» Home > In the News

Loch Ness Monster

12 December 2017
Geology

At https://phys.org/print431945566.html … geomythology is back in the news. It is still an embryonic science we are told – and has to overcome prejudice and incredulity. It begins with a view over Mount Mazuna, a volcano in Oregon. Native Americans folk tales of its eruption go back 7000 years. Geologists Luigi Piccardi has suggested the Loch Ness monster has something to do with the unusual agitation of the lake's surface water during an earthquake. This idea derives from the Life of St Columba which notes the dragon appears at the same time as 'strong shaking' – before disappearing. The Great Glen fault runs along the axis of Loch Ness.

One can buy into this as far as historical sightings are concerned – but that doesn't account for the dragon. It is also a fact that peculiar movement of the water doesn't actually require a local earthquake but could come about as a water seiche from an EQ somewhere else in the world. These have historically been seen at Loch Lomond (during the Lisbon EQ). However, the myth may also be much older – the idea of a monster in the form of a dragon, a common mythic idea around the world. The earthquake activity may then be seen as periodically reinforcing the core myth. The dragon monster of course would have been in the sky, one might imagine, leaving a reflection in the body of water.

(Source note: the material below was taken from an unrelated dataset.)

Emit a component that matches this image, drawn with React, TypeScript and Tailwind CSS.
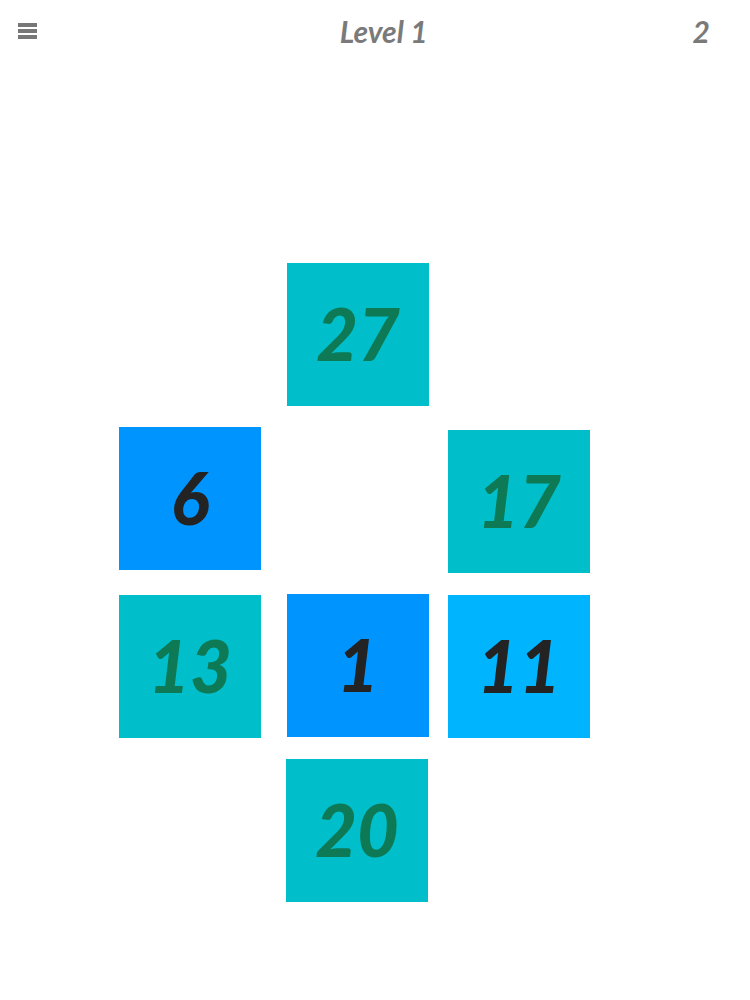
import React from "react";

type Tile = { n: number; x: number; y: number; bg: string; fg: string };

const tiles: Tile[] = [
  { n: 27, x: 287, y: 263, bg: "bg-[#00bfcb]", fg: "text-[#0d7a55]" },
  { n: 6, x: 119, y: 427, bg: "bg-[#0095fe]", fg: "text-[#232323]" },
  { n: 17, x: 448, y: 430, bg: "bg-[#00bfcb]", fg: "text-[#0d7a55]" },
  { n: 13, x: 119, y: 595, bg: "bg-[#00bfcb]", fg: "text-[#0d7a55]" },
  { n: 1, x: 287, y: 594, bg: "bg-[#0095fe]", fg: "text-[#232323]" },
  { n: 11, x: 448, y: 595, bg: "bg-[#00b4fe]", fg: "text-[#232323]" },
  { n: 20, x: 286, y: 759, bg: "bg-[#00bfcb]", fg: "text-[#0d7a55]" },
];

export default function App() {
  return (
    <div
      className="w-[750px] h-[1000px] bg-white relative overflow-hidden"
      style={{ fontFamily: "Lato, 'Open Sans', sans-serif" }}
    >
      <header className="flex items-center justify-between h-[62px] pl-[18px] pr-[40px]">
        <div className="flex flex-col gap-[2px] w-[19px]">
          <div className="h-[4px] bg-[#777]" />
          <div className="h-[4px] bg-[#777]" />
          <div className="h-[4px] bg-[#777]" />
        </div>
        <div className="text-[30px] font-bold italic text-[#7a7a7a] ml-[38px]">Level 1</div>
        <div className="text-[30px] font-bold italic text-[#7a7a7a]">2</div>
      </header>
      <div className="absolute inset-0">
        {tiles.map((t) => (
          <div
            key={t.n}
            className={`absolute w-[142px] h-[143px] flex items-center justify-center ${t.bg}`}
            style={{ left: t.x, top: t.y }}
          >
            <span className={`text-[72px] font-black italic leading-none pb-[4px] ${t.fg}`}>{t.n}</span>
          </div>
        ))}
      </div>
    </div>
  );
}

Piccardi also supports the idea that people in the Mediterranean region purposely built temples and oracles on geological fissures from which creeping gases might have caused those sitting or standing above the fissure might go into trance like conditions, somewhat like a shaman being induced by neurotoxic substances. Piccardi is also very interested in geomorphology in the Pacific islands where local stories of volcanic eruptions and islands disappearing and appearing are common. There are stories of giant waves, mostly ignored as fanciful by Europeans, unable to prove or disprove such folklore.